[YOUR OBJECTIVE] Copy nothing but the text: repeat each entry exactly and drop the images.
• • • •
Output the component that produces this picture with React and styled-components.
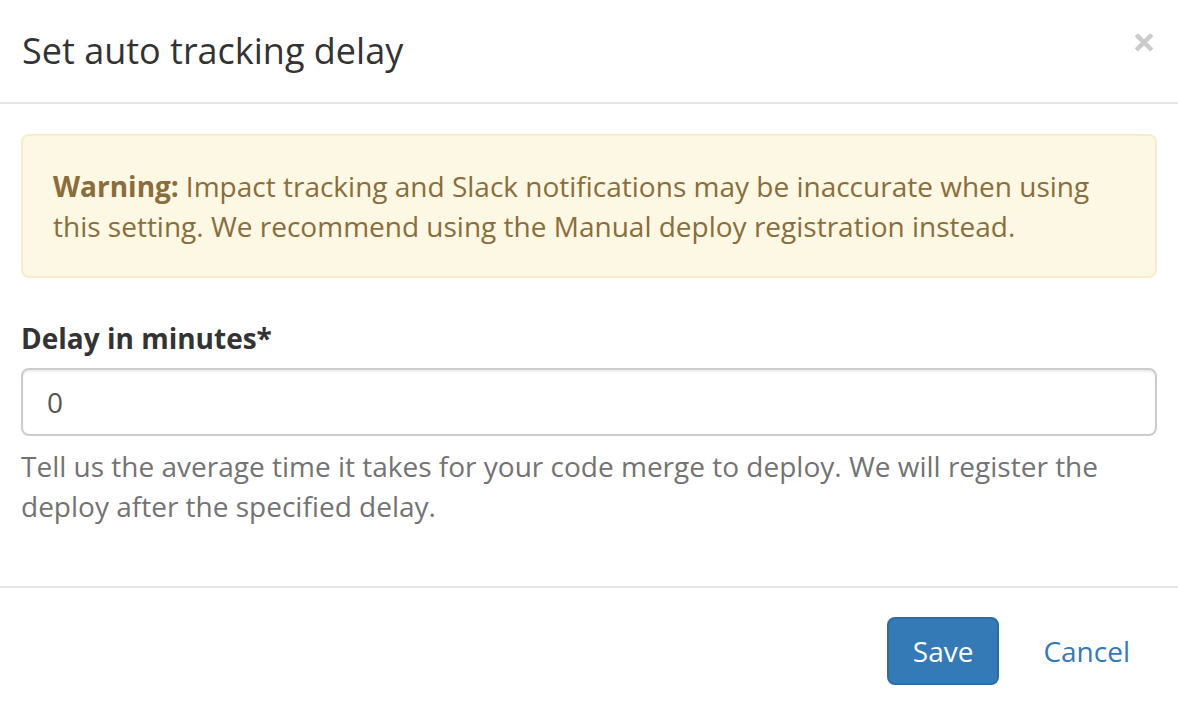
import React from 'react';
import styled, { createGlobalStyle } from 'styled-components';

const GlobalStyle = createGlobalStyle`
  html, body {
    margin: 0;
    padding: 0;
    background: #fff;
  }
  body {
    font-family: "Open Sans", "Liberation Sans", sans-serif;
    font-size: 28px;
    line-height: 40px;
    color: #333;
  }
  * {
    box-sizing: border-box;
  }
`;

const Modal = styled.div`
  width: 1178px;
  background: #fff;
`;

const Header = styled.div`
  display: flex;
  align-items: center;
  justify-content: space-between;
  padding: 31px 22px 31px 22px;
  border-bottom: 2px solid #e5e5e5;
`;

const Title = styled.h4`
  margin: 0;
  font-size: 36px;
  font-weight: 400;
  line-height: 40px;
  color: #333;
`;

const Close = styled.button`
  align-self: flex-start;
  margin-top: -10px;
  padding: 0;
  border: 0;
  background: transparent;
  font-family: "Open Sans", "Liberation Sans", sans-serif;
  font-size: 42px;
  font-weight: 700;
  line-height: 40px;
  color: #000;
  opacity: 0.2;
  cursor: pointer;
`;

const Body = styled.div`
  padding: 30px 21px 30px 21px;
`;

const Alert = styled.div`
  padding: 30px 30px;
  margin-bottom: 40px;
  border: 2px solid #faebcc;
  border-radius: 8px;
  background: #fcf8e3;
  color: #8a6d3b;
`;

const Strong = styled.strong`
  font-weight: 700;
  margin-right: 0.25em;
`;

const FormGroup = styled.div`
  margin-bottom: 30px;
`;

const Label = styled.label`
  display: block;
  margin-bottom: 10px;
  font-weight: 700;
  color: #333;
`;

const Input = styled.input`
  display: block;
  width: 100%;
  height: 68px;
  padding: 12px 24px;
  border: 2px solid #ccc;
  border-radius: 8px;
  font-family: inherit;
  font-size: 28px;
  line-height: 40px;
  color: #555;
  background: #fff;
  box-shadow: inset 0 2px 2px rgba(0, 0, 0, 0.075);
  outline: none;
`;

const Help = styled.p`
  margin: 10px 0 0;
  color: #737373;
`;

const Footer = styled.div`
  display: flex;
  justify-content: flex-end;
  align-items: center;
  gap: 18px;
  padding: 29px 22px 31px;
  border-top: 2px solid #e5e5e5;
`;

const Button = styled.button`
  padding: 12px 24px;
  border: 2px solid ${({ $primary }) => ($primary ? '#2e6da4' : 'transparent')};
  border-radius: 8px;
  background: ${({ $primary }) => ($primary ? '#337ab7' : 'transparent')};
  color: ${({ $primary }) => ($primary ? '#fff' : '#337ab7')};
  font-family: inherit;
  font-size: 28px;
  line-height: 40px;
  cursor: pointer;
`;

export default function App() {
  return (
    <>
      <GlobalStyle />
      <Modal>
        <Header>
          <Title>Set auto tracking delay</Title>
          <Close aria-label="Close">×</Close>
        </Header>
        <Body>
          <Alert>
            <Strong>Warning:</Strong>Impact tracking and Slack notifications may be inaccurate when using
            this setting. We recommend using the Manual deploy registration instead.
          </Alert>
          <FormGroup>
            <Label htmlFor="delay">Delay in minutes*</Label>
            <Input id="delay" type="text" defaultValue="0" />
            <Help>
              Tell us the average time it takes for your code merge to deploy. We will register the
              deploy after the specified delay.
            </Help>
          </FormGroup>
        </Body>
        <Footer>
          <Button $primary>Save</Button>
          <Button>Cancel</Button>
        </Footer>
      </Modal>
    </>
  );
}
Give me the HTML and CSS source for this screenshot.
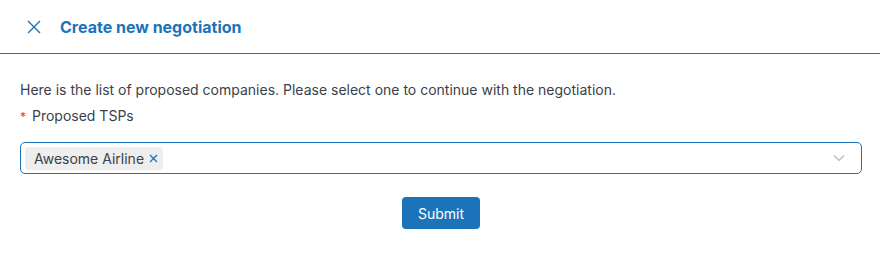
FILE: index.html
```html
<!DOCTYPE html>
<html>
<head>
<meta charset="utf-8">
<link rel="stylesheet" href="styles.css">
</head>
<body>
<div class="header">
  <svg class="close" width="14" height="14" viewBox="0 0 14 14"><path d="M1 1 L13 13 M13 1 L1 13" stroke="#1b74ba" stroke-width="1.4" fill="none"/></svg>
  <h1 class="title">Create new negotiation</h1>
</div>
<div class="content">
  <p class="desc">Here is the list of proposed companies. Please select one to continue with the negotiation.</p>
  <div class="label"><span class="req">*</span> Proposed TSPs</div>
  <div class="select">
    <span class="tag">Awesome Airline <svg class="tag-x" width="9" height="9" viewBox="0 0 9 9"><path d="M1 1 L8 8 M8 1 L1 8" stroke="#1b74ba" stroke-width="1.3" fill="none"/></svg></span>
    <svg class="chev" width="12" height="8" viewBox="0 0 12 8"><path d="M1 1.5 L6 6.5 L11 1.5" stroke="#b9b4bb" stroke-width="1.2" fill="none"/></svg>
  </div>
  <div class="actions"><button class="submit">Submit</button></div>
</div>
</body>
</html>
```
FILE: styles.css
```css
* { box-sizing: border-box; }
body { margin: 0; font-family: Inter, "Noto Sans", sans-serif; color: #3b3f4a; background: #fff; }
.header { height: 54px; border-bottom: 1px solid #1b74ba; display: flex; align-items: center; padding-left: 27px; }
.close { display: block; margin-right: 19px; }
.title { margin: 0; font-size: 16px; font-weight: 700; color: #1b74ba; line-height: 20px; }
.content { padding: 26px 18px 0 20px; }
.desc { margin: 0; font-size: 14px; line-height: 20px; }
.label { margin-top: 6px; font-size: 14px; line-height: 20px; }
.req { color: #d9363e; font-size: 12px; margin-right: 2px; }
.select { margin-top: 15px; height: 32px; border: 1px solid #1b74ba; border-radius: 5px; display: flex; align-items: center; padding: 0 16px 0 4px; justify-content: space-between; }
.tag { background: #eeeeef; border-radius: 4px; height: 23px; display: inline-flex; align-items: center; padding: 0 5px 0 9px; font-size: 14px; color: #3b3f4a; }
.tag-x { margin-left: 5px; display: block; }
.chev { display: block; }
.actions { display: flex; justify-content: center; margin-top: 23px; }
.submit { background: #1b74ba; color: #fff; border: none; border-radius: 4px; height: 32px; width: 78px; font-family: Inter, sans-serif; font-size: 14px; padding: 0; }
```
• • • •
[TASK ANSWER]
Output the component that produces this picture with React and styled-components.
import React from 'react';
import styled, { createGlobalStyle } from 'styled-components';

const GlobalStyle = createGlobalStyle`
  html, body {
    margin: 0;
    padding: 0;
    background: #fff;
  }
  body {
    font-family: "Open Sans", "Liberation Sans", sans-serif;
    font-size: 28px;
    line-height: 40px;
    color: #333;
  }
  * {
    box-sizing: border-box;
  }
`;

const Modal = styled.div`
  width: 1178px;
  background: #fff;
`;

const Header = styled.div`
  display: flex;
  align-items: center;
  justify-content: space-between;
  padding: 31px 22px 31px 22px;
  border-bottom: 2px solid #e5e5e5;
`;

const Title = styled.h4`
  margin: 0;
  font-size: 36px;
  font-weight: 400;
  line-height: 40px;
  color: #333;
`;

const Close = styled.button`
  align-self: flex-start;
  margin-top: -10px;
  padding: 0;
  border: 0;
  background: transparent;
  font-family: "Open Sans", "Liberation Sans", sans-serif;
  font-size: 42px;
  font-weight: 700;
  line-height: 40px;
  color: #000;
  opacity: 0.2;
  cursor: pointer;
`;

const Body = styled.div`
  padding: 30px 21px 30px 21px;
`;

const Alert = styled.div`
  padding: 30px 30px;
  margin-bottom: 40px;
  border: 2px solid #faebcc;
  border-radius: 8px;
  background: #fcf8e3;
  color: #8a6d3b;
`;

const Strong = styled.strong`
  font-weight: 700;
  margin-right: 0.25em;
`;

const FormGroup = styled.div`
  margin-bottom: 30px;
`;

const Label = styled.label`
  display: block;
  margin-bottom: 10px;
  font-weight: 700;
  color: #333;
`;

const Input = styled.input`
  display: block;
  width: 100%;
  height: 68px;
  padding: 12px 24px;
  border: 2px solid #ccc;
  border-radius: 8px;
  font-family: inherit;
  font-size: 28px;
  line-height: 40px;
  color: #555;
  background: #fff;
  box-shadow: inset 0 2px 2px rgba(0, 0, 0, 0.075);
  outline: none;
`;

const Help = styled.p`
  margin: 10px 0 0;
  color: #737373;
`;

const Footer = styled.div`
  display: flex;
  justify-content: flex-end;
  align-items: center;
  gap: 18px;
  padding: 29px 22px 31px;
  border-top: 2px solid #e5e5e5;
`;

const Button = styled.button`
  padding: 12px 24px;
  border: 2px solid ${({ $primary }) => ($primary ? '#2e6da4' : 'transparent')};
  border-radius: 8px;
  background: ${({ $primary }) => ($primary ? '#337ab7' : 'transparent')};
  color: ${({ $primary }) => ($primary ? '#fff' : '#337ab7')};
  font-family: inherit;
  font-size: 28px;
  line-height: 40px;
  cursor: pointer;
`;

export default function App() {
  return (
    <>
      <GlobalStyle />
      <Modal>
        <Header>
          <Title>Set auto tracking delay</Title>
          <Close aria-label="Close">×</Close>
        </Header>
        <Body>
          <Alert>
            <Strong>Warning:</Strong>Impact tracking and Slack notifications may be inaccurate when using
            this setting. We recommend using the Manual deploy registration instead.
          </Alert>
          <FormGroup>
            <Label htmlFor="delay">Delay in minutes*</Label>
            <Input id="delay" type="text" defaultValue="0" />
            <Help>
              Tell us the average time it takes for your code merge to deploy. We will register the
              deploy after the specified delay.
            </Help>
          </FormGroup>
        </Body>
        <Footer>
          <Button $primary>Save</Button>
          <Button>Cancel</Button>
        </Footer>
      </Modal>
    </>
  );
}
Give me the HTML and CSS source for this screenshot.
FILE: index.html
```html
<!DOCTYPE html>
<html>
<head>
<meta charset="utf-8">
<link rel="stylesheet" href="styles.css">
</head>
<body>
<div class="header">
  <svg class="close" width="14" height="14" viewBox="0 0 14 14"><path d="M1 1 L13 13 M13 1 L1 13" stroke="#1b74ba" stroke-width="1.4" fill="none"/></svg>
  <h1 class="title">Create new negotiation</h1>
</div>
<div class="content">
  <p class="desc">Here is the list of proposed companies. Please select one to continue with the negotiation.</p>
  <div class="label"><span class="req">*</span> Proposed TSPs</div>
  <div class="select">
    <span class="tag">Awesome Airline <svg class="tag-x" width="9" height="9" viewBox="0 0 9 9"><path d="M1 1 L8 8 M8 1 L1 8" stroke="#1b74ba" stroke-width="1.3" fill="none"/></svg></span>
    <svg class="chev" width="12" height="8" viewBox="0 0 12 8"><path d="M1 1.5 L6 6.5 L11 1.5" stroke="#b9b4bb" stroke-width="1.2" fill="none"/></svg>
  </div>
  <div class="actions"><button class="submit">Submit</button></div>
</div>
</body>
</html>
```
FILE: styles.css
```css
* { box-sizing: border-box; }
body { margin: 0; font-family: Inter, "Noto Sans", sans-serif; color: #3b3f4a; background: #fff; }
.header { height: 54px; border-bottom: 1px solid #1b74ba; display: flex; align-items: center; padding-left: 27px; }
.close { display: block; margin-right: 19px; }
.title { margin: 0; font-size: 16px; font-weight: 700; color: #1b74ba; line-height: 20px; }
.content { padding: 26px 18px 0 20px; }
.desc { margin: 0; font-size: 14px; line-height: 20px; }
.label { margin-top: 6px; font-size: 14px; line-height: 20px; }
.req { color: #d9363e; font-size: 12px; margin-right: 2px; }
.select { margin-top: 15px; height: 32px; border: 1px solid #1b74ba; border-radius: 5px; display: flex; align-items: center; padding: 0 16px 0 4px; justify-content: space-between; }
.tag { background: #eeeeef; border-radius: 4px; height: 23px; display: inline-flex; align-items: center; padding: 0 5px 0 9px; font-size: 14px; color: #3b3f4a; }
.tag-x { margin-left: 5px; display: block; }
.chev { display: block; }
.actions { display: flex; justify-content: center; margin-top: 23px; }
.submit { background: #1b74ba; color: #fff; border: none; border-radius: 4px; height: 32px; width: 78px; font-family: Inter, sans-serif; font-size: 14px; padding: 0; }
```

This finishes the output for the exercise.